Throughout his works Philip Larkin shows the ‘emptiness that lies under all we do.’ The way we travel through life riding a wave of superficialities, too caught up in the moment to see what is really going on. Larkin aims to alleviate the blindness created by our deep involvement, attempting to draw the reader out to see the big picture. In Ambulances he acknowledges death as a device powerful enough to allow people to see beyond themselves and the things surrounding them. The thought of their impending demise, “so permanent blank and true” allows them to ‘get it whole’ and see the truth, the sheer vastness of death pales to insignificance the things that worry about in everyday life. But this realization is a curse, as once you see it whole, see life for what it is, it ‘dulls to distance all we are.’
Things that used to matter loose their importance. It is this that Larkin struggles with throughout his works. It can be seen within Larkin as he strives to fill the gap left by his separation from life and society. Ambulances is really a chronicle of a realization, not a work that stands up by itself but rather supporting evidence created to reside with the messages generated in his other works. Though it does evoke a reaction within the reader, as they begin to realize the truth they whisper “poor soul … at their own distress.”

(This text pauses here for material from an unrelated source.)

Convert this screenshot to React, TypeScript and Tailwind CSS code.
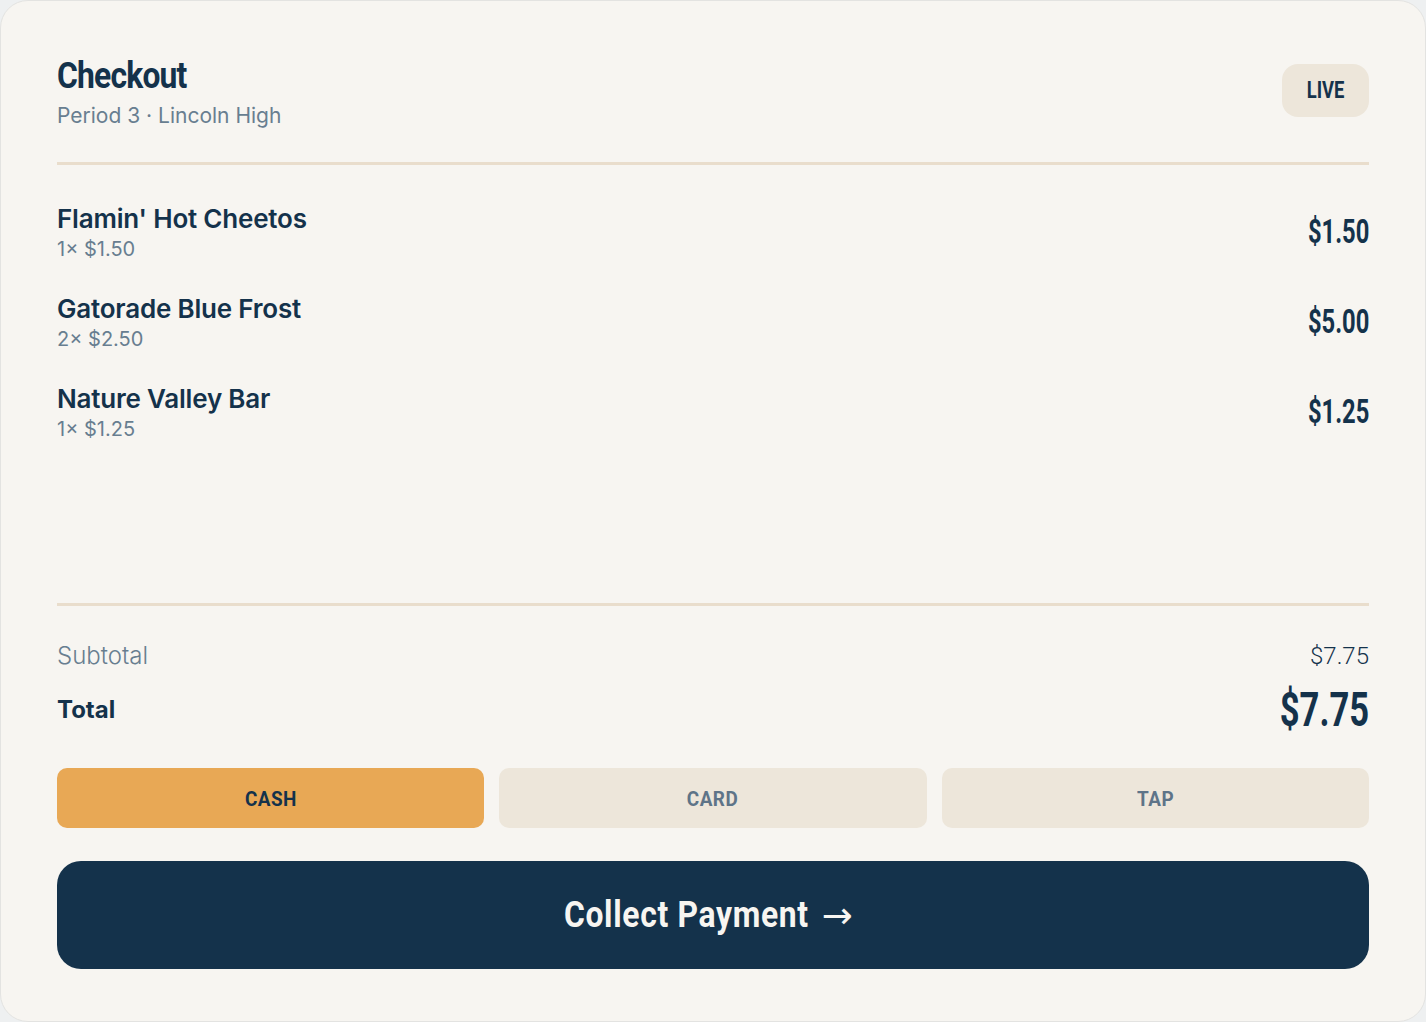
const navy = 'text-[#14324b]';

const items = [
  { name: "Flamin' Hot Cheetos", qty: '1× $1.50', total: '$1.50' },
  { name: 'Gatorade Blue Frost', qty: '2× $2.50', total: '$5.00' },
  { name: 'Nature Valley Bar', qty: '1× $1.25', total: '$1.25' },
];

// no condensed face installed: squeeze Roboto bold instead
const cond = "inline-block font-['Roboto',sans-serif] font-bold";

export default function App() {
  return (
    <div className="h-screen bg-[#eef0f1] font-['Inter',sans-serif]">
      <div className="flex h-full flex-col rounded-[28px] border border-[#e3e3e1] bg-[#f7f5f1] px-14 pb-[52px] pt-[54px]">
        <header className="flex items-start justify-between">
          <div>
            <h1 className={`${cond} origin-left scale-x-[0.86] text-[37px] leading-[42px] tracking-tight ${navy}`}>Checkout</h1>
            <p className="mt-[5px] text-[21px] leading-7 text-[#687e90]">Period 3 · Lincoln High</p>
          </div>
          <span className="mt-[9px] flex h-[53px] w-[87px] items-center justify-center rounded-2xl bg-[#ede6da]">
            <span className={`${cond} mt-[2px] scale-x-[0.8] text-[23px] ${navy}`}>LIVE</span>
          </span>
        </header>

        <div className="mt-[32px] h-[3px] bg-[#e9ddcc]" />

        <ul className="mt-[37px] flex flex-1 flex-col gap-[30px]">
          {items.map((item) => (
            <li key={item.name} className="flex items-center justify-between">
              <div>
                <p className={`text-[26px] font-semibold leading-[34px] tracking-[-0.2px] ${navy}`}>{item.name}</p>
                <p className="text-[20px] leading-[26px] text-[#687e90]">{item.qty}</p>
              </div>
              <span className={`${cond} origin-right scale-x-[0.72] text-[33px] ${navy}`}>{item.total}</span>
            </li>
          ))}
        </ul>

        <div className="h-[3px] bg-[#e9ddcc]" />

        <div className="mt-[34px] flex items-center justify-between text-[24px] leading-8">
          <span className="font-light text-[#687e90]">Subtotal</span>
          <span className={`font-['Roboto',sans-serif] font-light ${navy}`}>$7.75</span>
        </div>
        <div className="mt-[10px] flex items-center justify-between">
          <span className={`text-[24px] font-bold ${navy}`}>Total</span>
          <span className={`${cond} origin-right scale-x-[0.72] text-[48px] leading-[56px] ${navy}`}>$7.75</span>
        </div>

        <div className="mt-[30px] grid grid-cols-3 gap-[15px]">
          <button className="h-[60px] rounded-[10px] bg-[#e8a855]">
            <span className={`${cond} mt-[3px] scale-x-[0.9] text-[21px] tracking-wide ${navy}`}>CASH</span>
          </button>
          <button className="h-[60px] rounded-[10px] bg-[#ede6da]">
            <span className={`${cond} mt-[3px] scale-x-[0.9] text-[21px] tracking-wide text-[#5e7488]`}>CARD</span>
          </button>
          <button className="h-[60px] rounded-[10px] bg-[#ede6da]">
            <span className={`${cond} mt-[3px] scale-x-[0.9] text-[21px] tracking-wide text-[#5e7488]`}>TAP</span>
          </button>
        </div>

        <button className="mt-[33px] flex h-[108px] items-center justify-center rounded-[24px] bg-[#14324b] text-[#f7f5f1]">
          <span className={`${cond} scale-x-[0.86] text-[37px] tracking-[0.8px]`}>Collect Payment</span>
          <span className="-ml-[7px] mr-[29px] font-['DejaVu_Sans',sans-serif] text-[37px] leading-none">→</span>
        </button>
      </div>
    </div>
  );
}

It is this use of inarguable truths that makes Larkin’s work so powerful. He creates a situation where the reader is forced towards a realization by making them see something within themselves. He does not propose a fully formed interpretation, as that would be just as ‘reprehensibly perfect’ as the closed interpretation presented by the society that he hates. Instead he alludes to an understanding without stating explicitly what it is. This means that the interpretation is dependent on the reader and it is because of this that Larkin’s works relate to so many people. He bases his works on the things that make us essentially human.

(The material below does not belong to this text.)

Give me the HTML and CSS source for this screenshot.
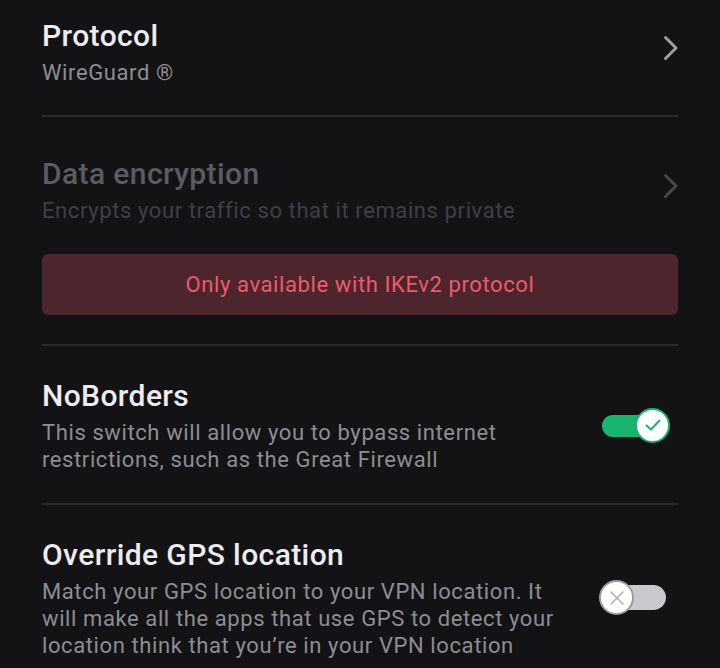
FILE: index.html
```html
<!DOCTYPE html>
<html lang="en">
<head>
    <meta charset="UTF-8">
    <meta name="viewport" content="width=device-width, initial-scale=1.0">
    <title>VPN Settings</title>
    <link rel="stylesheet" href="styles.css">
</head>
<body>
    <div class="settings">
        <!-- Protocol -->
        <div class="setting setting-first">
            <div class="setting-text">
                <h2 class="setting-title">Protocol</h2>
                <p class="setting-sub">WireGuard ®</p>
            </div>
            <svg class="chevron" width="16" height="26" viewBox="0 0 16 26">
                <path d="M2.5 2.5 L13 13 L2.5 23.5" fill="none" stroke="currentColor" stroke-width="3" stroke-linecap="round" stroke-linejoin="round"/>
            </svg>
        </div>

        <!-- Data encryption (disabled) -->
        <div class="setting-group disabled">
            <div class="setting">
                <div class="setting-text">
                    <h2 class="setting-title">Data encryption</h2>
                    <p class="setting-sub">Encrypts your traffic so that it remains private</p>
                </div>
                <svg class="chevron" width="16" height="26" viewBox="0 0 16 26">
                    <path d="M2.5 2.5 L13 13 L2.5 23.5" fill="none" stroke="currentColor" stroke-width="3" stroke-linecap="round" stroke-linejoin="round"/>
                </svg>
            </div>
            <div class="notice">Only available with IKEv2 protocol</div>
        </div>

        <!-- NoBorders -->
        <div class="setting">
            <div class="setting-text">
                <h2 class="setting-title">NoBorders</h2>
                <p class="setting-sub">This switch will allow you to bypass internet restrictions, such as the Great Firewall</p>
            </div>
            <div class="switch on">
                <span class="track"></span>
                <span class="thumb">
                    <svg width="20" height="20" viewBox="0 0 20 20">
                        <path d="M3.5 10.5 L8 14.5 L16.5 5.5" fill="none" stroke="#19b46f" stroke-width="2" stroke-linecap="round" stroke-linejoin="round"/>
                    </svg>
                </span>
            </div>
        </div>

        <!-- Override GPS -->
        <div class="setting setting-last">
            <div class="setting-text">
                <h2 class="setting-title">Override GPS location</h2>
                <p class="setting-sub">Match your GPS location to your VPN location. It will make all the apps that use GPS to detect your location think that you’re in your VPN location</p>
            </div>
            <div class="switch off">
                <span class="track"></span>
                <span class="thumb">
                    <svg width="16" height="16" viewBox="0 0 16 16">
                        <path d="M2 2 L14 14 M14 2 L2 14" fill="none" stroke="#b0b0b4" stroke-width="1.6" stroke-linecap="round"/>
                    </svg>
                </span>
            </div>
        </div>
    </div>
</body>
</html>
```

FILE: styles.css
```css
body {
    margin: 0;
    padding: 0;
    background-color: #131316;
    font-family: Roboto, "Noto Sans", Arial, sans-serif;
    overflow: hidden;
}

.settings {
    padding: 0 42px;
}

.setting,
.setting-group {
    border-bottom: 2px solid #2a2a2e;
}

.setting-group .setting {
    border-bottom: none;
    padding-top: 39px;
    padding-bottom: 0;
}

.setting {
    display: flex;
    align-items: center;
    padding: 32px 0 30px;
}

.setting-first {
    padding-top: 18px;
    padding-bottom: 29px;
}

.setting-last {
    border-bottom: none;
}

.setting-text {
    flex: 1;
    max-width: 528px;
}

.setting-title {
    margin: 0 0 5px;
    font-size: 30px;
    line-height: 36px;
    font-weight: 500;
    letter-spacing: 0.4px;
    color: #ececef;
}

.setting-sub {
    margin: 0;
    font-size: 22px;
    line-height: 27px;
    letter-spacing: 0.6px;
    color: #8d8d92;
}

.chevron {
    margin-left: auto;
    margin-right: -1px;
    margin-bottom: 8px;
    color: #9e9ea3;
}

.disabled .setting-title {
    color: #5b5b60;
}

.disabled .setting-sub {
    color: #3f3f44;
}

.disabled .chevron {
    color: #48484d;
}

.notice {
    margin: 30px 0 29px;
    height: 61px;
    display: flex;
    align-items: center;
    justify-content: center;
    background-color: #4d252d;
    border-radius: 6px;
    color: #ec5a6e;
    font-size: 22px;
    letter-spacing: 0.6px;
}

.switch {
    position: relative;
    margin-left: auto;
    width: 70px;
    height: 36px;
}

.switch .track {
    position: absolute;
    top: 7px;
    height: 22px;
    border-radius: 11px;
}

.switch .thumb {
    position: absolute;
    top: 0;
    width: 31px;
    height: 31px;
    border-radius: 50%;
    background-color: #fff;
    display: flex;
    align-items: center;
    justify-content: center;
}

.switch.on {
    margin-right: 8px;
}

.switch.on .track {
    left: 2px;
    width: 58px;
    background-color: #19b46f;
}

.switch.on .thumb {
    right: 0;
    top: 0;
    border: 2px solid #19b46f;
}

.switch.off {
    margin-right: 9px;
}

.switch.off .track {
    left: 10px;
    width: 57px;
    top: 5px;
    height: 25px;
    border-radius: 13px;
    background-color: #c9c9cd;
}

.switch.off .thumb {
    left: 0;
    border: 2px solid #9c9ca0;
}
```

The ambulance itself is no more than an object, representative of death, this interpretation could be seen to show Larkin’s pessimistic outlook on life as an ambulance could also be said to represent hope, life, rather than death. However, his reasoning is undeniable, there is a grim fascination with ambulances that can only be described through a fear of death. The knowingness that someone, at the moment of seeing an ambulance pass, is facing their own mortality. Larkin takes this and applies it to all people, ‘all streets in time are visited,’ by doing this he makes the reader see their own mortality, the fragility of their life and in doing so allows them to see the farcical nature of the life they have been living.